Pero ese complejo cambio tiene que ser impulsado de abajo a arriba, y nacer de la propia escuela como motor de mejora y eficacia, a través de acciones y proyectos que tiendan a la interseccionalidad y a la normalización de la diversidad, con el objetivo de construir un currículo que, de entrada, sea flexible y ordinario para todos, sin excepción, a través también de un enfoque intercultural.
Para lograr todo ello es necesaria, por ejemplo, la incorporación del bagaje cultural e identitario (lenguas indígenas, tradiciones culturales, etc.) de cada uno de estos estudiantes al día a día de la escuela, que tiene en su haber otras construcciones identitarias (las del resto del alumnado) que no deben desvincularse de estas, puesto que, desde esta perspectiva inclusiva, no existe educación intercultural o incluso idiomática solo para determinados estudiantes, sino que esta debe ser concebida y desarrollada para esa totalidad a la que nos referimos.

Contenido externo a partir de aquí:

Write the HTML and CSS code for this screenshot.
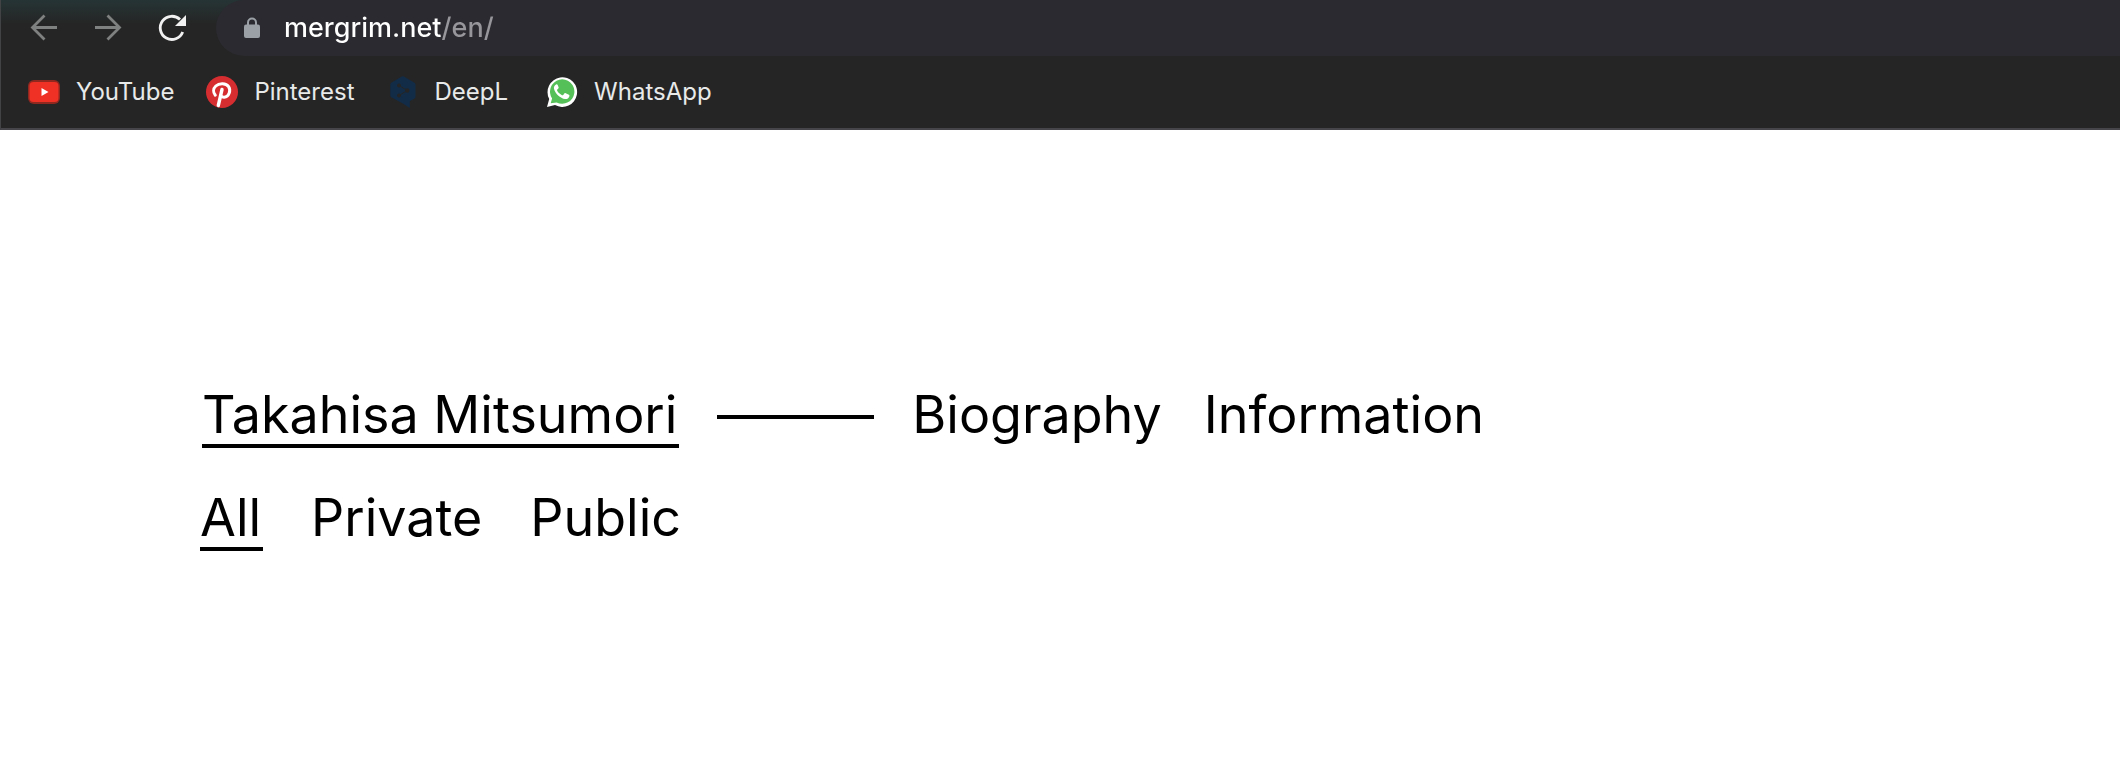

Se trata de revertir los mecanismos de construcción de la diferencia para implementar programas de educación intercultural que eviten extranjerizar aún más a los alumnos extranjeros, con el fin de hacerlos sentirse partícipes plenos de la construcción identitaria de nuestras escuelas, de nuestras vidas.
Vidas que, como la escuela, siempre se entienden mejor concebidas como experiencias comunes, compartidas y enriquecedoras desde el respeto a la diversidad: germen de esas necesarias escuelas que luchan contra el racismo.